The seminary holds a special place in the history not only of the Archdiocese of Philadelphia but also the entire Catholic Church in America. Five popes and two saints have visited the campus over the years in addition to the training of multiple archbishops and bishops and thousands of priests, deacons, religious and laypeople.
The idea of installing a cross at the construction site had its roots years ago when Fr. Chylinski was the music director at Corpus Christi Church in Lansdale, and the parish did something similar before building a new church.
“I see my role as rector as two-fold – helping people to grieve the loss of moving from this beloved campus but also to look forward as we move to the new,” he said in an interview. “The very fact we are using wood from a pew for the cross is meant to be a sign that we are not leaving everything behind as we move to the new place – that we are taking many things with us – not the least of which is our greatest treasure, our seminarians, themselves.
“So, then we approached Rob about building the cross because he’s known here as a great craftsman.”
Bollinger is in the seventh year of a nine-year program. He started woodworking early in his studies at the seminary, starting with You Tube videos and working his way to bigger projects. Bollinger was assisted in this project by fellow seminarian Greg Miller.
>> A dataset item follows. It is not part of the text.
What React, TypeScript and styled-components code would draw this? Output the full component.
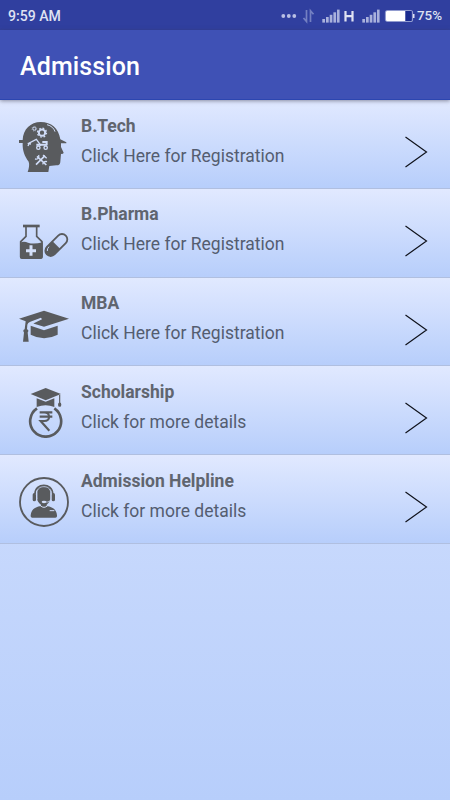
import React from "react";
import styled, { createGlobalStyle } from "styled-components";

const GlobalStyle = createGlobalStyle`
  * { box-sizing: border-box; }
  body { margin: 0; font-family: Roboto, sans-serif; }
`;

const Screen = styled.div`
  width: 450px;
  height: 800px;
  overflow: hidden;
  display: flex;
  flex-direction: column;
  background: #b7cefb;
`;

const StatusBar = styled.div`
  height: 30px;
  flex: none;
  display: flex;
  align-items: center;
  justify-content: space-between;
  padding: 1px 8px 0;
  background: #303f9f;
  color: #dfe2f2;
  font-size: 14px;
  font-weight: 500;
  line-height: 16px;
`;

const StatusIcons = styled.div`
  display: flex;
  align-items: center;
  height: 16px;
`;

const StatusText = styled.span<{ $width?: number; $size?: number }>`
  display: block;
  width: ${(p) => (p.$width ? `${p.$width}px` : "auto")};
  font-size: ${(p) => p.$size ?? 14}px;
  white-space: nowrap;
`;

const StatusGlyph = styled.svg`
  display: block;
  flex: none;
`;

const AppBar = styled.header`
  position: relative;
  height: 70px;
  flex: none;
  display: flex;
  align-items: center;
  padding: 5px 20px 0;
  background: #3f51b5;
  border-bottom: 1px solid #2c46b0;
  box-shadow: 0 1px 4px rgba(60, 60, 80, 0.55);
`;

const Title = styled.h1`
  margin: 0;
  color: #fff;
  font-size: 25px;
  font-weight: 500;
  line-height: 30px;
  letter-spacing: 0.12px;
`;

const Content = styled.main`
  flex: 1;
  background: linear-gradient(#e1e9ff, #b7cefb);
`;

const Row = styled.div`
  height: 88.75px;
  display: flex;
  align-items: flex-start;
  padding: 0 22px 0 19px;
  background: linear-gradient(#e1e9ff, #b7cefb);
  border-bottom: 1px solid #b0bfe0;
`;

const RowIcon = styled.svg`
  display: block;
  flex: none;
  width: 50px;
  height: 50px;
  margin-top: 22px;
  color: #595b5e;
`;

const RowText = styled.div`
  flex: 1;
  padding: 15.5px 0 0 12px;
  display: flex;
  flex-direction: column;
  gap: 9px;
  font-size: 17.5px;
  line-height: 21px;
`;

const RowTitle = styled.div`
  font-weight: 700;
  color: #60656f;
`;

const RowSubtitle = styled.div`
  color: #545d70;
`;

const Chevron = styled.svg`
  display: block;
  flex: none;
  margin-top: 36px;
`;

const EngineerIcon = () => (
  <RowIcon viewBox="27 30 150 150">
    <path
      fill="currentColor"
      d="M27 84h11C39 52 62 30 92 30c32 0 54 19 59 52l18 9v3h-16v11l8 17q0 4-8 4l-2 23c0 7-4 11-12 11l-21 2-3 18H53c4-12 6-22 3-31C44 133 37 116 38 93H27z"
    />
    <g fill="none" stroke="#d0dcf7">
      <circle cx="96" cy="62" r="9.500" strokeWidth="6" />
      <circle cx="96" cy="62" r="13.500" strokeWidth="4" strokeDasharray="5.300 5.300" />
      <circle cx="73" cy="50" r="4.500" strokeWidth="3" />
      <circle cx="73" cy="50" r="7" strokeWidth="2" strokeDasharray="2.750 2.750" />
      <path d="M111 38q19 5 24 21" strokeWidth="3" />
      <path d="M54 102l4-9 21-11 14 19M53 94l10 2" strokeWidth="4" />
      <path d="M79 98h32M97 90h13v10" strokeWidth="6" />
      <circle cx="85" cy="107" r="5" strokeWidth="4" />
      <circle cx="107" cy="107" r="5" strokeWidth="4" />
      <path d="M81 133l28 26M105 131l-27 27" strokeWidth="5" />
      <path d="M75 141c8 2 13-3 11-12M98 157c2-7 7-10 13-8M99 129l11 10" strokeWidth="4" />
    </g>
  </RowIcon>
);

const PharmaIcon = () => (
  <RowIcon viewBox="27 2 150 150">
    <g fill="none" stroke="currentColor">
      <path d="M43 47h42" strokeWidth="8" strokeLinecap="square" />
      <path d="M48 49v29L32 94v46q0 3 3 3h58q3 0 3-3V94L80 78V49" strokeWidth="5" />
    </g>
    <path fill="currentColor" d="M30 97q12-5 24 0 16 6 44-1v43q0 7-7 7H37q-7 0-7-7z" />
    <path d="M63 105v31M48 121h30" stroke="#d3dffa" strokeWidth="9" />
    <g transform="rotate(-45 139 104)">
      <rect x="99" y="88" width="80" height="32" rx="16" fill="none" stroke="currentColor" strokeWidth="5.500" />
      <path fill="currentColor" d="M139 88h-24a16 16 0 0 0 0 32h24z" />
    </g>
    <path d="M112 122q-1-7 5-13" fill="none" stroke="#c1d2f8" strokeWidth="3" />
  </RowIcon>
);

const GraduationIcon = () => (
  <RowIcon viewBox="27 -1.5 150 150">
    <path
      fill="currentColor"
      d="M27 55l75-24 75 24-75 24-32-10 26-13-3-4-32 12q-8 3-9 9l-1 13q7 3 2 10l3 28H39l3-28q-5-7 2-10l3-24z"
    />
    <path fill="currentColor" d="M62 76l40 13 41-13v27q-41 21-81 0z" />
  </RowIcon>
);

const ScholarshipIcon = () => (
  <RowIcon viewBox="12 25 150 150">
    <path
      d="M66 86a46.500 46.500 0 1 0 52 0"
      fill="none"
      stroke="currentColor"
      strokeWidth="8"
    />
    <path fill="currentColor" d="M47 43l45-18 46 18-46 19z" />
    <path fill="currentColor" d="M65 56l27 10 26-10v26q-26-10-53 0z" />
    <path d="M134 46v25" stroke="currentColor" strokeWidth="3.500" />
    <ellipse cx="134" cy="75" rx="5" ry="6.500" fill="currentColor" />
    <path
      d="M74 98h38M74 111h38M76 98h12c19 0 19 26 0 26H77l26 29"
      fill="none"
      stroke="currentColor"
      strokeWidth="6.500"
    />
  </RowIcon>
);

const HelplineIcon = () => (
  <RowIcon viewBox="27 21 150 150">
    <circle cx="102" cy="96" r="72" fill="none" stroke="currentColor" strokeWidth="5.500" />
    <path
      fill="currentColor"
      d="M81 62q2-15 20-15t21 15v24q-3 12-12 18v4q29 4 31 28v3q0 4-5 4H67q-5 0-5-4v-3q2-24 31-28v-4q-12-7-12-22z"
    />
    <path d="M75 72c0-35 53-35 53 0" fill="none" stroke="currentColor" strokeWidth="5" />
    <rect x="68" y="69" width="10" height="25" rx="5" fill="currentColor" />
    <rect x="125" y="69" width="10" height="25" rx="5" fill="currentColor" />
    <path d="M81 88V68c0-24 41-24 41 0v20q0 8-10 8H98" fill="none" stroke="#c7d5f4" strokeWidth="2.500" />
    <ellipse cx="102" cy="96" rx="7" ry="3.500" fill="#d3def8" />
    <path d="M91 107q11 10 22 0M119 122h14" fill="none" stroke="#d3def8" strokeWidth="3" />
  </RowIcon>
);

const SignalBars = () => (
  <StatusGlyph width="18" height="14" viewBox="0 0 18 14" fill="#a9b1dc">
    <rect x="0.3" y="10" width="2.7" height="3.6" />
    <rect x="4" y="8" width="2.7" height="5.6" />
    <rect x="7.7" y="5.8" width="2.7" height="7.8" />
    <rect x="11.4" y="3.3" width="2.7" height="10.3" />
    <rect x="15" y="0.6" width="2.6" height="13" />
  </StatusGlyph>
);

const ITEMS = [
  { title: "B.Tech", subtitle: "Click Here for Registration", Icon: EngineerIcon },
  { title: "B.Pharma", subtitle: "Click Here for Registration", Icon: PharmaIcon },
  { title: "MBA", subtitle: "Click Here for Registration", Icon: GraduationIcon },
  { title: "Scholarship", subtitle: "Click for more details", Icon: ScholarshipIcon },
  { title: "Admission Helpline", subtitle: "Click for more details", Icon: HelplineIcon },
];

export default function App() {
  return (
    <Screen>
      <GlobalStyle />
      <StatusBar>
        <StatusText $size={14.1}>9:59 AM</StatusText>
        <StatusIcons>
          <StatusGlyph width="41" height="16" viewBox="0 0 41 16">
            <g fill="#b9c0e4">
              <circle cx="2.3" cy="8" r="1.9" />
              <circle cx="7.8" cy="8" r="1.9" />
              <circle cx="13.3" cy="8" r="1.9" />
            </g>
            <path d="M25.500 2v11.500l-3-3.500M29.500 14V2.800l3 3.500" fill="none" stroke="#7480c2" strokeWidth="1.7" />
          </StatusGlyph>
          <SignalBars />
          <StatusGlyph width="22" height="16" viewBox="0 0 22 16">
            <path d="M5.500 3v10.500M12.500 3v10.500M5.500 8.200h7" stroke="#dfe2f2" strokeWidth="2.2" />
          </StatusGlyph>
          <SignalBars />
          <StatusGlyph width="37" height="16" viewBox="0 0 37 16">
            <rect x="5.500" y="2.500" width="27" height="11" rx="2" fill="#303f9f" stroke="#929ccf" strokeWidth="1.2" />
            <path d="M7 3H25.500v10H7q-1 0-1-1V4q0-1 1-1z" fill="#fff" />
            <path d="M25.500 3h6v10h-6z" fill="#1a2b8f" />
            <path d="M33 6h1.500v4H33z" fill="#dfe2f2" />
          </StatusGlyph>
          <StatusText $width={25} $size={13.4}>75%</StatusText>
        </StatusIcons>
      </StatusBar>
      <AppBar>
        <Title>Admission</Title>
      </AppBar>
      <Content>
        {ITEMS.map(({ title, subtitle, Icon }) => (
          <Row key={title}>
            <Icon />
            <RowText>
              <RowTitle>{title}</RowTitle>
              <RowSubtitle>{subtitle}</RowSubtitle>
            </RowText>
            <Chevron width="23" height="32" viewBox="0 0 23 32">
              <path d="M0.500 1L21.500 16L0.500 31" fill="none" stroke="#10131c" strokeWidth="1.2" />
            </Chevron>
          </Row>
        ))}
      </Content>
    </Screen>
  );
}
“People don’t usually picture someone studying for the priesthood to have such normal hobbies,” Bollinger said. “But I’ve found this to be extremely recreational in the sense that whenever I feel burnt out or need a break, I do woodworking for an hour, and I feel rejuvenated.”
Bishop Senior said healthy leisure and outlets such as woodworking are an important part of formation for seminarians.
“There is a spiritual dimension for seminarians being able to express themselves creatively,” he said.
But will Bollinger be able to continue with his hobby when he’s ordained? He hopes so. He’s heard of parishes with abandoned wood shops in their basements that were once used by priests with a similar inclination.
“That would be cool to be placed in one of those,” he said.